In order to effectively account for infiltration losses and surface flow attenuation, WK Dickson & Co. Inc. created the RSC Infiltration/Surface Flow Model, which routes an inflow hydrograph through each RSC cell. For each cell the model calculates key hydraulic parameters, including volume lost through infiltration, maximum pool water surface elevation level, pool surface storage volume, underlying sand storage volume and a complete system outflow hydrograph. This model can guide engineers and scientists through the RSC design process and help estimate overall RSC hydraulic performance.
WK Dickson completed the design of the Linda Lake pilot RSC for the city of Charlotte, N.C. The site is a 20-ft-deep eroded gully with ephemeral flow that contributes significant sediment and nutrient loads to its receiving perennial stream, which flows into an impaired (303(d)-listed) receiving water. The design includes a series of baffles and monitoring devices to document the structure’s efficacy and calibrate the new model.
The company is designing pilot RSCs for Richland County (Columbia), S.C., and the city of Greenville, N.C. The Columbia project will be installed within a 4,100-ft-long, 15- to 20-ft-deep storm water ditch that parallels an eroding railroad right of way and drains into the Little Jackson Creek stream and wetland restoration site (a 303(d) listed stream). The Greenville project utilizes two RSCs that are being used as end-of-pipe treatment for the highly impervious university parking lot. The proximity of these devices to a public walkway and university property allows for both general public education and graduate-level research opportunities.

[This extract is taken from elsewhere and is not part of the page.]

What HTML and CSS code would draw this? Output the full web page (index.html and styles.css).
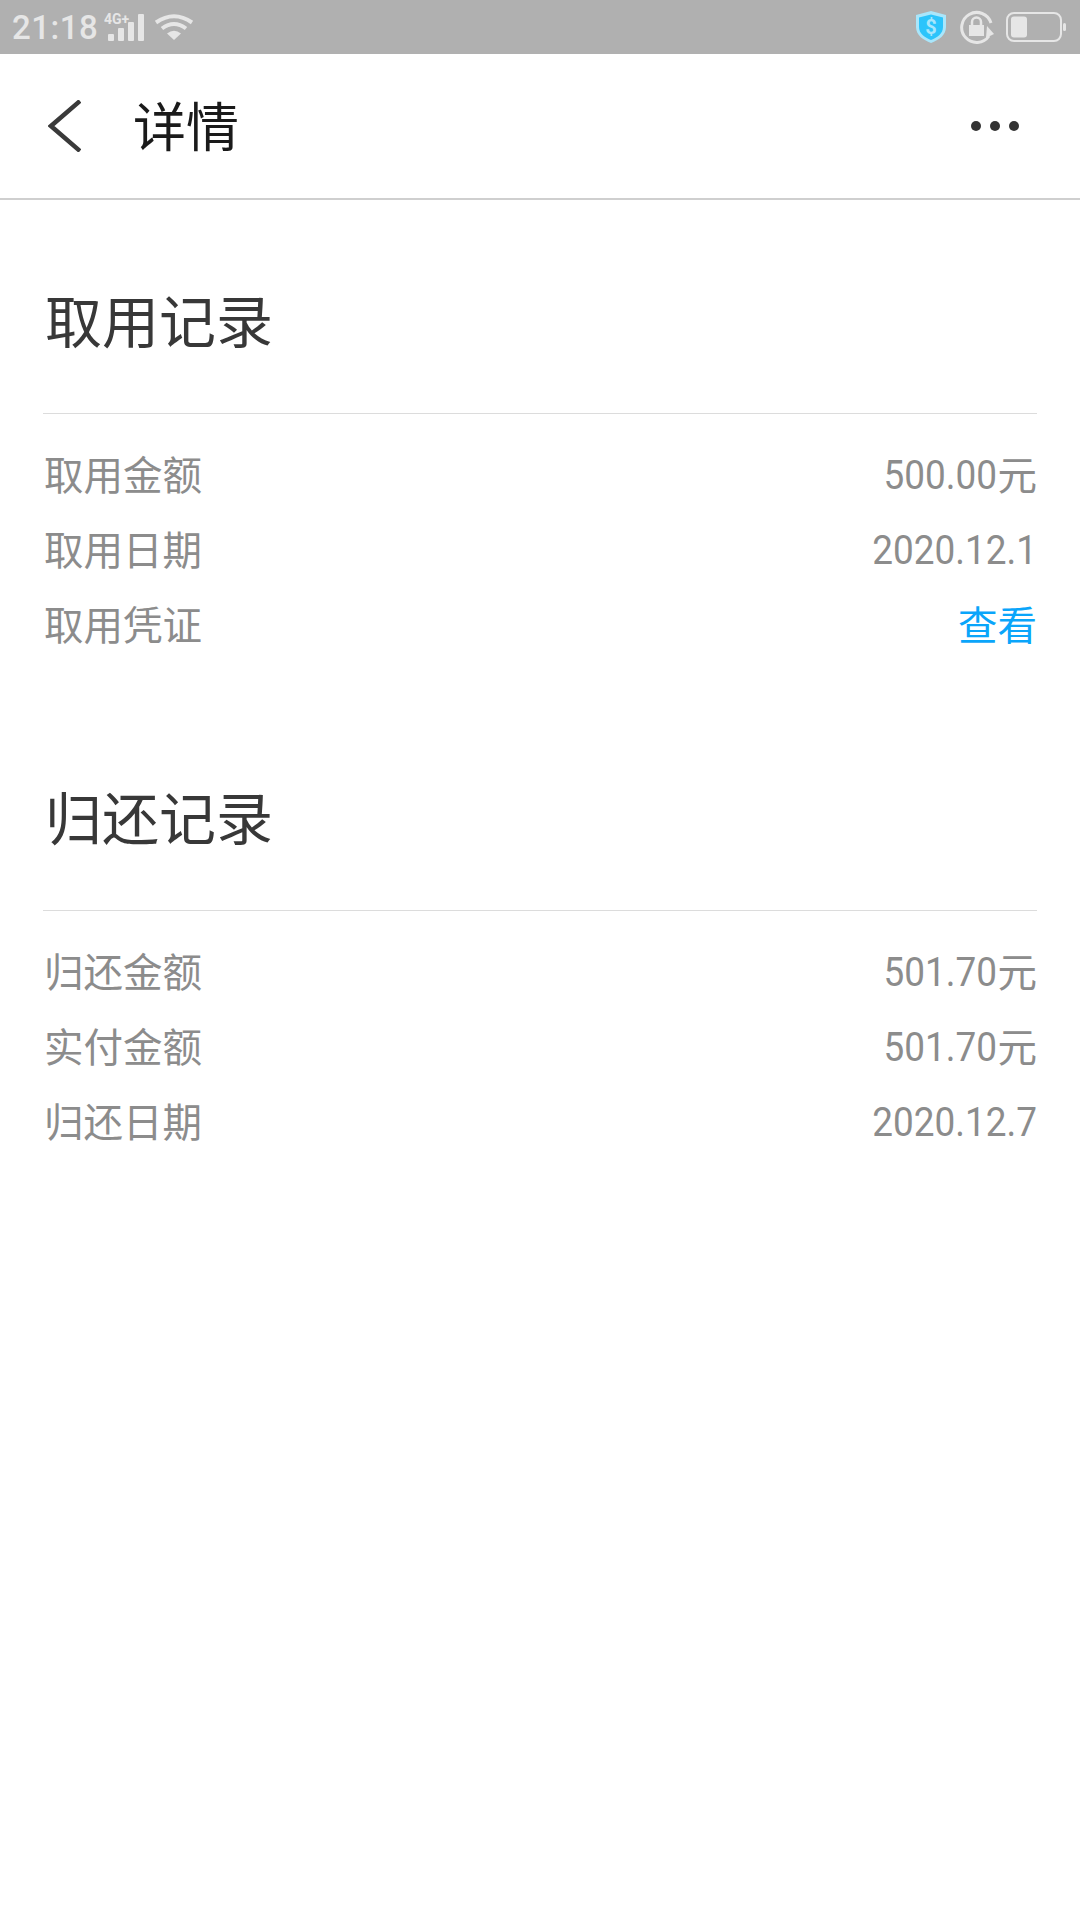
FILE: index.html
```html
<!DOCTYPE html>
<html lang="zh-CN">
<head>
<meta charset="utf-8">
<title>详情</title>
<link rel="stylesheet" href="styles.css">
</head>
<body>
<div class="status">
  <div class="status-left">
    <span class="time">21:18</span>
    <svg class="sig" width="42" height="32" viewBox="0 0 42 32"><text x="0" y="13" class="sig-text">4G+</text><g fill="#e6e6e6"><rect x="4" y="23" width="6" height="7" rx="1"/><rect x="14" y="17" width="6" height="13" rx="1"/><rect x="24" y="11" width="6" height="19" rx="1"/><rect x="34" y="3" width="6" height="27" rx="1"/></g></svg>
    <svg class="wifi" width="40" height="30" viewBox="0 0 40 30"><g fill="none" stroke="#e6e6e6" stroke-width="4"><path d="M2 10.500Q20 -2 38 10.500"/><path d="M8 16.500Q20 7.500 32 16.500"/></g><path d="M13 21.500Q20 16 27 21.500L20 28Z" fill="#e6e6e6"/></svg>
  </div>
  <div class="status-right">
    <svg class="shield" width="32" height="34" viewBox="0 0 32 34"><path d="M16 1L31 5V17C31 25 24 30 16 33C8 30 1 25 1 17V5Z" fill="#a9e6fb"/><path d="M16 4.500L28 7.500V17C28 23.500 22.500 27.500 16 30C9.500 27.500 4 23.500 4 17V7.500Z" fill="#2cc4fb"/><text x="16" y="24" class="dollar">$</text></svg>
    <svg class="lock" width="34" height="34" viewBox="0 0 34 34"><path d="M29 26A15 15 0 1 1 31 13" fill="none" stroke="#e6e6e6" stroke-width="3"/><path d="M27 16L34 24L26 28Z" fill="#e6e6e6"/><rect x="9" y="15" width="15" height="11" fill="#e6e6e6"/><path d="M12 15V12A4.500 4.500 0 0 1 21 12V15" fill="none" stroke="#e6e6e6" stroke-width="2.500"/></svg>
    <svg class="battery" width="60" height="30" viewBox="0 0 60 30"><rect x="1" y="1" width="54" height="28" rx="7" fill="none" stroke="#e6e6e6" stroke-width="2"/><rect x="5" y="4.500" width="16" height="21" rx="3" fill="#e6e6e6"/><rect x="57" y="11" width="3" height="8" rx="1.500" fill="#e6e6e6"/></svg>
  </div>
</div>
<header class="nav">
  <svg class="back" width="33" height="52" viewBox="0 0 33 52"><path d="M32 1L3 26L32 51" fill="none" stroke="#3a3a3a" stroke-width="4.500"/></svg>
  <h1 class="nav-title">详情</h1>
  <div class="more"><i></i><i></i><i></i></div>
</header>
<main>
  <section class="block">
    <h2 class="block-title">取用记录</h2>
    <div class="rows">
      <div class="row"><span>取用金额</span><span class="val"><span class="num">500.00</span>元</span></div>
      <div class="row"><span>取用日期</span><span class="val"><span class="num">2020.12.1</span></span></div>
      <div class="row"><span>取用凭证</span><span class="link">查看</span></div>
    </div>
  </section>
  <section class="block">
    <h2 class="block-title">归还记录</h2>
    <div class="rows">
      <div class="row"><span>归还金额</span><span class="val"><span class="num">501.70</span>元</span></div>
      <div class="row"><span>实付金额</span><span class="val"><span class="num">501.70</span>元</span></div>
      <div class="row"><span>归还日期</span><span class="val"><span class="num">2020.12.7</span></span></div>
    </div>
  </section>
</main>
</body>
</html>
```
FILE: styles.css
```css
* { box-sizing: border-box; }
html, body { margin: 0; padding: 0; }
body {
  width: 1080px;
  height: 1920px;
  background: #fff;
  font-family: "Noto Sans CJK SC", Roboto, sans-serif;
  overflow: hidden;
}
.status {
  height: 54px;
  background: #b0b0b0;
  display: flex;
  justify-content: space-between;
  align-items: center;
  padding: 0 14px 0 12px;
}
.status-left, .status-right { display: flex; align-items: center; }
.time {
  font-family: Roboto, sans-serif;
  font-size: 33px;
  font-weight: 500;
  color: #e6e6e6;
  letter-spacing: 0.5px;
}
.sig { margin-left: 6px; }
.sig-text { font: 700 14px Roboto, sans-serif; fill: #e6e6e6; }
.wifi { margin-left: 8px; }
.shield { margin-right: 13px; }
.dollar { font: 700 20px Roboto, sans-serif; fill: #a9e6fb; text-anchor: middle; }
.lock { margin-right: 12px; }
.nav {
  height: 146px;
  border-bottom: 2px solid #cfcfcf;
  display: flex;
  align-items: center;
  padding: 0 61px 0 48px;
}
.back { flex: none; }
.nav-title {
  margin: 0 0 4px 52px;
  font-size: 53px;
  font-weight: 400;
  color: #1a1a1a;
  line-height: 1;
  flex: 1;
}
.more { display: flex; gap: 9px; }
.more i { width: 10px; height: 10px; border-radius: 50%; background: #333; }
main { padding: 0 33px 0 43px; }
.block { padding-top: 89px; }
.block + .block { padding-top: 126px; }
.block-title {
  margin: 0;
  height: 125px;
  padding: 0 0 0 2px;
  font-size: 57px;
  font-weight: 400;
  line-height: 59px;
  color: #383838;
  border-bottom: 1px solid #dcdcdc;
  margin-right: 10px;
}
.block + .block .block-title { height: 125px; }
.rows { padding-top: 21px; margin-right: 10px; }
.row {
  height: 75px;
  display: flex;
  justify-content: space-between;
  align-items: center;
  padding: 0 0 0 1px;
  font-size: 39.500px;
  color: #8c8c8c;
}
.val { display: inline-flex; align-items: center; }
.num {
  display: inline-block;
  padding-top: 5px;
  font-family: Roboto, sans-serif;
  font-weight: 400;
  font-size: 41px;
  transform: scaleX(0.9);
  transform-origin: right center;
}
.link { color: #0aa5fa; }
```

By integrating low- to moderate-flow infiltration and treatment with higher flow conveyance and energy dissipation, RSCs provide a combination of storm water management offered by no other standalone device. As monitoring results are beginning to confirm, they provide a cost-effective, aesthetically pleasing and low maintenance solution to a variety of challenges, including steep, deeply incised gullies and large, mostly impervious catchments. Their continued addition to BMP manuals will expand their usage and reduce their installation costs.